I called the guy I was dating to check up on him- voice mail. No return call. Hmm. I'm friends with his roommate so I asked her to check up on him. Blah. I was reminded of that episode of friends where Phoebe was good at breaking up with people. I don't think I ended it very well. Mike, my roommate suggested that next time I use the line, "we're good friend, but I don't think we'll become anything more serious than that."

Gosh, I sounds so much better than, "I don't have feelings for you."



After ditching my roommates at the Abbey in WeHo, I spent rest of my Halloween night with Crazy Aquarius and his Korean friends, who I love. I learned that one of the girls was adopted. It makes me wonder what percentage of Korean Americans are adopted. I feel like Americans like adopting Koreans... because they are spicy or something. Or maybe the Korean government was having a Korean baby sale ...............or something.

Crazy Aquarius also showed me his fat pictures. I'm interested to see how many Korean boys started off fat. I told him to start a facebook support group: I Used to be a Fat Korean Boy, now I'm sexy....

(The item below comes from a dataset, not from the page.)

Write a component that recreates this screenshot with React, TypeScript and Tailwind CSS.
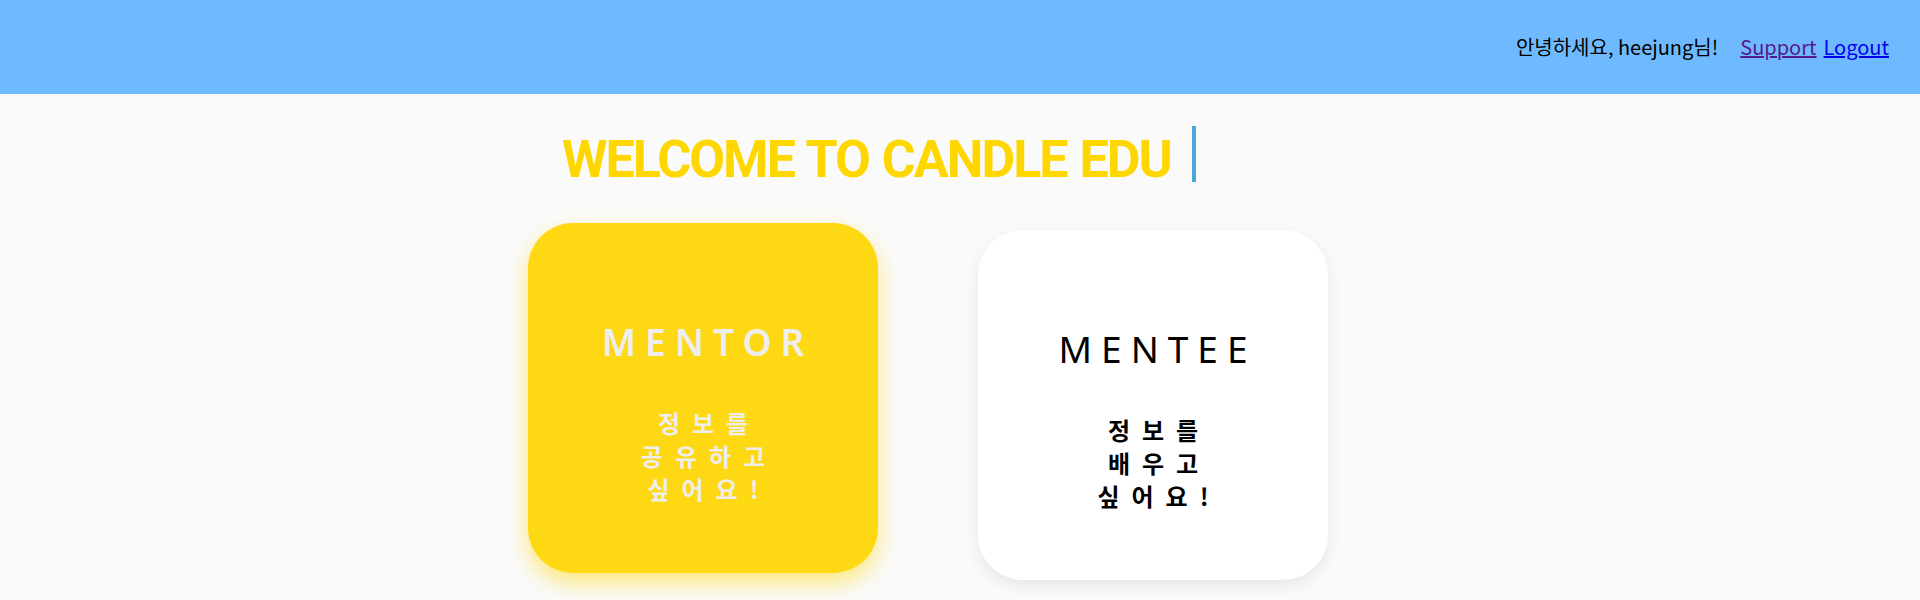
export default function App() {
  return (
    <div className="min-h-screen bg-[#fafafa] font-['Noto_Sans','Noto_Sans_CJK_KR',sans-serif]">
      <header className="h-[94px] bg-[#6fbaff] flex items-center justify-end pr-[31px] text-[20px] font-['Noto_Sans_CJK_KR',sans-serif]">
        <span className="text-black mr-[22px]">안녕하세요, heejung님!</span>
        <a href="#" className="text-[#551a8b] underline">Support</a>
        <a href="#" className="text-[#0000ee] underline ml-[7px]">Logout</a>
      </header>

      <main>
        <div className="flex items-start pl-[562px] pt-[32px]">
          <h1 className="mt-[11px] text-[52px] leading-[45px] font-bold tracking-[-2px] [word-spacing:2px] text-[#ffd700] font-['Roboto',sans-serif]">
            WELCOME TO CANDLE EDU
          </h1>
          <span className="ml-[21px] h-[56px] w-[4px] bg-[#4aa8dc]" />
        </div>

        <div className="flex items-start gap-[100px] pl-[528px] mt-[41px]">
          <div className="w-[350px] h-[350px] rounded-[45px] bg-[#ffd814] shadow-[0_10px_22px_rgba(255,216,20,0.55)] flex flex-col items-center pt-[97px] text-center text-[#eeeeee]">
            <p className="text-[37px] leading-[44px] font-semibold tracking-[9px] pl-[9px]">MENTOR</p>
            <p className="mt-[42px] w-[180px] break-keep text-[24px] leading-[33px] font-bold tracking-[12px] pl-[12px] font-['Noto_Sans_CJK_KR',sans-serif]">
              정보를 공유하고 싶어요!
            </p>
          </div>

          <div className="mt-[7px] w-[350px] h-[350px] rounded-[45px] bg-white shadow-[0_6px_16px_rgba(0,0,0,0.08)] flex flex-col items-center pt-[97px] text-center text-black">
            <p className="text-[37px] leading-[44px] font-normal tracking-[9px] pl-[9px]">MENTEE</p>
            <p className="mt-[42px] w-[180px] break-keep text-[24px] leading-[33px] font-bold tracking-[12px] pl-[12px] font-['Noto_Sans_CJK_KR',sans-serif]">
              정보를 배우고 싶어요!
            </p>
          </div>
        </div>
      </main>
    </div>
  );
}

Oh Koreans... so sexy, so crazy, so adopted.


Anonymous said...

I DO think the Korean government had a bady sale around 25-35 years ago, because of alot of the adopted children in Sweden from that generation are originally from Korea. When you meet Koreans here in that age gap you just assume they're adopted.

Anonymous said...

I Used to be a Fat (half) Korean Boy and now I'm sexy too!!